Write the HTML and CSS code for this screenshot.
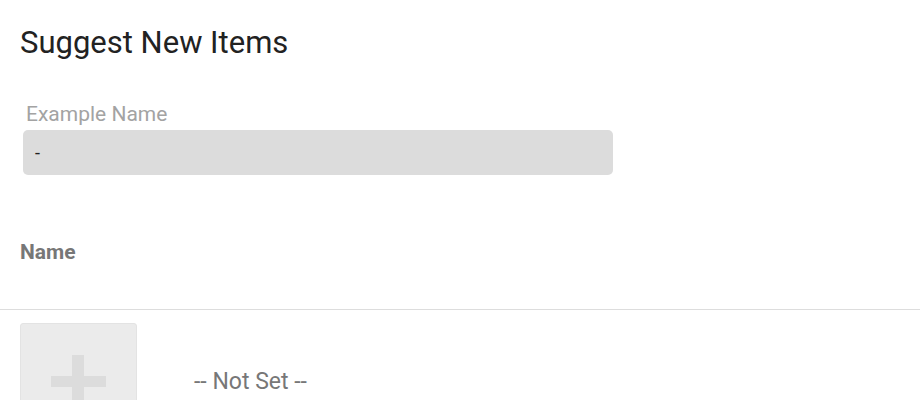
FILE: index.html
```html
<!DOCTYPE html>
<html lang="en">
<head>
<meta charset="utf-8">
<title>Suggest New Items</title>
<link rel="stylesheet" href="styles.css">
</head>
<body>
<div class="page">
  <h1 class="title">Suggest New Items</h1>
  <div class="field">
    <label class="field-label">Example Name</label>
    <div class="field-input">-</div>
  </div>
  <div class="col-header">Name</div>
</div>
<div class="row">
  <div class="thumb">
    <span class="plus-h"></span>
    <span class="plus-v"></span>
  </div>
  <div class="row-text">-- Not Set --</div>
</div>
</body>
</html>
```
FILE: styles.css
```css
html, body {
  margin: 0;
  padding: 0;
  background: #ffffff;
  font-family: Roboto, "Liberation Sans", sans-serif;
  overflow: hidden;
  height: 400px;
}
.page {
  padding: 0 20px;
}
.title {
  margin: 0;
  padding-top: 25px;
  font-size: 31px;
  font-weight: 400;
  line-height: 36px;
  color: #222222;
}
.field {
  margin-top: 40px;
  margin-left: 3px;
  width: 590px;
}
.field-label {
  display: block;
  margin-left: 3px;
  font-size: 21px;
  line-height: 26px;
  color: #a3a3a3;
}
.field-input {
  margin-top: 3px;
  height: 45px;
  box-sizing: border-box;
  padding: 0 12px;
  display: flex;
  align-items: center;
  background: #dcdcdc;
  border-radius: 5px;
  font-size: 18px;
  color: #222222;
}
.col-header {
  margin-top: 64px;
  font-size: 21px;
  font-weight: 700;
  line-height: 26px;
  color: #777777;
  padding-bottom: 44px;
}
.row {
  border-top: 1px solid #dddddd;
  padding: 13px 20px 0;
  display: flex;
  align-items: center;
  gap: 57px;
}
.thumb {
  position: relative;
  width: 117px;
  height: 117px;
  box-sizing: border-box;
  background: #ebebeb;
  border: 1px solid #e3e3e3;
  border-radius: 3px;
  flex: none;
}
.plus-h {
  position: absolute;
  left: 30px;
  top: 52px;
  width: 55px;
  height: 11px;
  background: #dcdcdc;
}
.plus-v {
  position: absolute;
  left: 51px;
  top: 31px;
  width: 12px;
  height: 55px;
  background: #dcdcdc;
}
.row-text {
  font-size: 23px;
  color: #777777;
}
```
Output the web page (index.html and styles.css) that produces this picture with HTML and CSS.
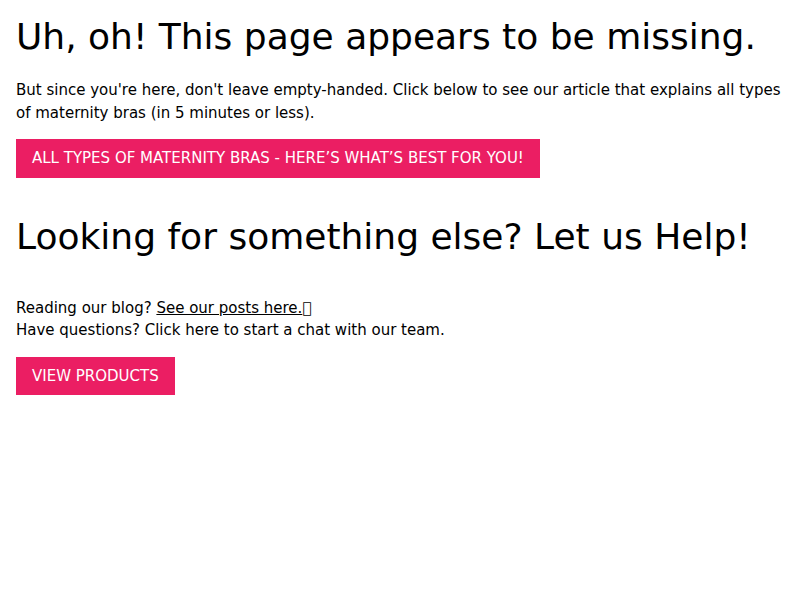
FILE: index.html
```html
<!DOCTYPE html>
<html lang="en">
<head>
<meta charset="utf-8">
<title>Page not found</title>
<link rel="stylesheet" href="styles.css">
</head>
<body>
<main class="page">
  <section class="block">
    <h1 class="title">Uh, oh! This page appears to be missing.</h1>
    <p class="lead">But since you're here, don't leave empty-handed. Click below to see our article that explains all types of maternity bras (in 5 minutes or less).</p>
    <a class="btn" href="#">ALL TYPES OF MATERNITY BRAS - HERE’S WHAT’S BEST FOR YOU!</a>
  </section>
  <section class="block help">
    <h2 class="title">Looking for something else? Let us Help!</h2>
    <p class="links">Reading our blog? <a class="link" href="#">See our posts here.</a><span class="icon">&#xf105;</span><br>Have questions? Click here to start a chat with our team.</p>
    <a class="btn btn-small" href="#">VIEW PRODUCTS</a>
  </section>
</main>
</body>
</html>
```

FILE: styles.css
```css
html, body {
  margin: 0;
  padding: 0;
  background: #fff;
}
body {
  font-family: "DejaVu Sans", sans-serif;
  color: #000;
  font-size: 15px;
}
.page {
  padding: 16px;
}
.title {
  font-size: 36px;
  font-weight: normal;
  margin: 0;
  line-height: 42px;
}
.lead {
  margin: 21px 0 14px;
  line-height: 23px;
}
.btn {
  display: inline-block;
  background: #eb1e63;
  color: #fff;
  text-decoration: none;
  padding: 0 16px;
  line-height: 39px;
}
.btn-small {
  line-height: 38px;
}
.help {
  margin-top: 38px;
}
.links {
  margin: 39px 0 16px;
  line-height: 22px;
}
.link {
  color: #000;
}
```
- - - - -
Exercise:
Copy in full each line that holds the word "with".

Exercise result:
Output the web page (index.html and styles.css) that produces this picture with HTML and CSS.
    <p class="links">Reading our blog? <a class="link" href="#">See our posts here.</a><span class="icon">&#xf105;</span><br>Have questions? Click here to start a chat with our team.</p>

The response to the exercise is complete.